Mathematical Reflections 2014, Issue 1 - Problem J290

Problem:
Let $a, b, c$ be nonnegative real numbers such that $a + b + c = 1$. Prove that
$$\sqrt[3]{13a^3+14b^3}+\sqrt[3]{13b^3+14c^3}+\sqrt[3]{13c^3+14a^3} \geq 3.$$

Proposed by Titu Andreescu.

Solution:

The second Minkowski's Inequality (see \emph{Zdravko Cvetkovski - Inequalities.

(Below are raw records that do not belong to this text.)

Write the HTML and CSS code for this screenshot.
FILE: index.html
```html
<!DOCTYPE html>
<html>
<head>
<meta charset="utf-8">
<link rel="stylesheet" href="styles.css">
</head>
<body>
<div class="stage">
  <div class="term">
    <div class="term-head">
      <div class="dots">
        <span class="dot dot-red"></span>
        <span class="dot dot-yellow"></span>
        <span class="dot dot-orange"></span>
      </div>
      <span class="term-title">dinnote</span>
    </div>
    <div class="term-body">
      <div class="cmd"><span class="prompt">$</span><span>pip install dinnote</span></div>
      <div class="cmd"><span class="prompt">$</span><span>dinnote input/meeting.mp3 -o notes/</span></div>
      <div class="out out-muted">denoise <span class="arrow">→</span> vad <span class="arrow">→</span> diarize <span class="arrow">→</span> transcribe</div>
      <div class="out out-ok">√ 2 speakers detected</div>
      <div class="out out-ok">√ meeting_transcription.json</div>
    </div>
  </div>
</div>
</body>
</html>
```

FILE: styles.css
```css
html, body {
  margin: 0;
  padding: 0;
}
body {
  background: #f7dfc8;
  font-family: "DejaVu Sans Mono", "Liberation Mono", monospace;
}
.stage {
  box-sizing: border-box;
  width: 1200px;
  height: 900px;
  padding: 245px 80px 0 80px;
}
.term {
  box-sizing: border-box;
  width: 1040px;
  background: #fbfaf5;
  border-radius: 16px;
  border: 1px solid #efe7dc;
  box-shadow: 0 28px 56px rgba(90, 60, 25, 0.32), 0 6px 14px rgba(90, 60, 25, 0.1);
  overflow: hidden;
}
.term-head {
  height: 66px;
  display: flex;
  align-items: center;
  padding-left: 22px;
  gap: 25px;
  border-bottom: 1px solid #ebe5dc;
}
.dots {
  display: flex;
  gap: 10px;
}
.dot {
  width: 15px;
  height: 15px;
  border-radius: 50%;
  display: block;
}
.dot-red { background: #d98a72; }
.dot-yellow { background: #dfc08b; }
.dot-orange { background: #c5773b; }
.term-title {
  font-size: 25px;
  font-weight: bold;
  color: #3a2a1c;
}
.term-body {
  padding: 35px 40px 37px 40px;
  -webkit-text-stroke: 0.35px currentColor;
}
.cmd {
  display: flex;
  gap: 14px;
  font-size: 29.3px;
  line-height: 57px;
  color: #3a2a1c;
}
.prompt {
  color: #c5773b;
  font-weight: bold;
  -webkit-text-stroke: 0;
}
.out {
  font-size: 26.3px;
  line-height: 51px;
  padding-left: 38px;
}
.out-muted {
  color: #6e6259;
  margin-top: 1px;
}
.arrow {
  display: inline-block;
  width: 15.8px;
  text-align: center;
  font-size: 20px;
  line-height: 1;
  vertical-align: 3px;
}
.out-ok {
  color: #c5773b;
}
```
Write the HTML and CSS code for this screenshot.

Theorems, Techniques and Selected Problems, page 99}) states that if $a_1,a_2,\ldots,a_n$ and $b_1,b_2,\ldots,b_n$ are positive real numbers and $p>1$, then
$$\left(\left(\sum_{i=1}^n a_i\right)^p+\left(\sum_{i=1}^n b_i\right)^p \right)^{1/p} \leq \sum_{i=1}^n (a^p_i+b^p_i)^{1/p}.$$
Equality occurs if and only if $\dfrac{a_1}{b_1}=\dfrac{a_2}{b_2}=\ldots=\dfrac{a_n}{b_n}$.\\
Now, take $$(a_1,a_2,a_3)=(\sqrt[3]{13}a,\sqrt[3]{13}b,\sqrt[3]{13}c),$$ $$(b_1,b_2,b_3)=(\sqrt[3]{14}b, \sqrt[3]{14}c,\sqrt[3]{14}a)$$ and $p=3$. Then,
$$\begin{array}{lll} \sqrt[3]{13a^3+14b^3}+\sqrt[3]{13b^3+14c^3}+\sqrt[3]{13c^3+14a^3} & \geq & \sqrt[3]{\left(\sqrt[3]{13(a+b+c)}\right)^3+\left(\sqrt[3]{14(a+b+c)}\right)^3} \\ & = & \sqrt[3]{(\sqrt[3]{13})^3+(\sqrt[3]{14})^3} \\ &=& 3. \end{array}$$
Equality occurs if and only if $\dfrac{a}{b}=\dfrac{b}{c}=\dfrac{c}{a}$. 

Mathematical Reflections 2014, Issue 1 - Problem J289

Problem:
Let $a$ be a real number such that $0 \leq a < 1$. Prove that
$$\left\lfloor a\left(1+\left\lfloor \dfrac{1}{1-a} \right\rfloor \right)\right\rfloor+1=\left\lfloor \dfrac{1}{1-a} \right\rfloor.$$

Proposed by Arkady Alt.

Solution:

Let $m \in \mathbb{N}$ and $\alpha \in [0,1)$ such that $\dfrac{1}{1-a}=m+\alpha$. Then, we have to prove that
$$\left\lfloor \left(1-\dfrac{1}{m+\alpha}\right)(1+m) \right\rfloor+1=m.$$
Indeed, $$\left\lfloor \left(1-\dfrac{1}{m+\alpha}\right)(1+m) \right\rfloor=\left\lfloor m+1-\dfrac{m+1}{m+\alpha} \right\rfloor=m-1,$$ where the last equality follows from $-2<-\dfrac{m+1}{m+\alpha}<-1$.